The choice is either to make ports handle the mess, or to break
up the concept of ports into layers and allow mess-handling
code to be inserted between them.  I understand srfi-68 tried
the latter, which is cleaner IMHO, but has an efficiency issue.
Gauche chose the former (i.e. the native ports support char/binary
mixed I/O, as well as various codec conversion) because of
efficiency.

As the aim differ among implmentations, I don't like the basic
srfi to force an implementor to take a specific implementation
strategy.  Mandating char/binary mixed port would cause difficulty
in some implementations.  OTOH, mandating strict char/binary port
separation would also cause efficiency issue in some
implementations (see below for why one would want such mixed ports).

So, I like the basic srfi that doesn't mandate, but allows,
a char/binary mixed port.  The srfi can have a procedure that
may create a binary port from a char port, which can be something
like this:

  (char-port->binary-port <char-port> [<encoding>])
      => <binary-port>

If the implementation supports char/binary mixed port and
<encoding> matches its internal encoding, it can return
<char-port> itself, avoiding the overhead.

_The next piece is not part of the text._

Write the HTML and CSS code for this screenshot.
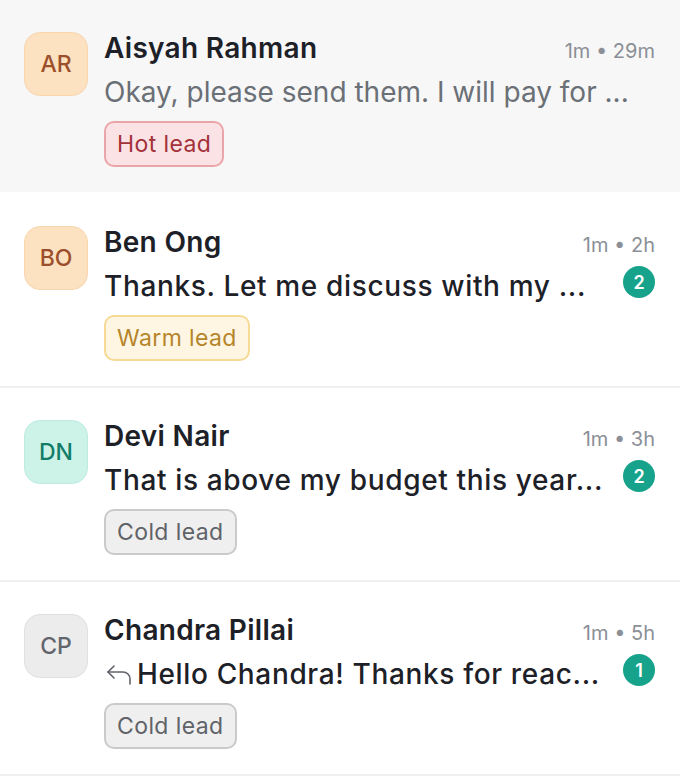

One use case of such mix is to read a document with the
following characteristics: you know the beginning of the
document consists of ASCII characters, which might contain
an explicit specification of the character set of the following
content.  If the beginning part doesn't contain character
set spec, you use some default encoding which is an extension
of ASCII.

Large number of documents out there falls into this category:
all XML and HTML documents, for example (as of HTML, I mean the
line like
<meta http-equiv="content-type" content="text/html; charset=euc-jp">)
Gauche also allows the Scheme program source contains charset
spec in the comment near the beginning of the program.

If you can mix char/binary port, you can create a port with a
default encoding, read the beginning part.  If it doesn't
have an explicit spec, presumably which is a typical case, you
can just use the port without overhead; if it has an explicit
char-set spec, you can insert some codec which reads the rest
of the input as binary.

--shiro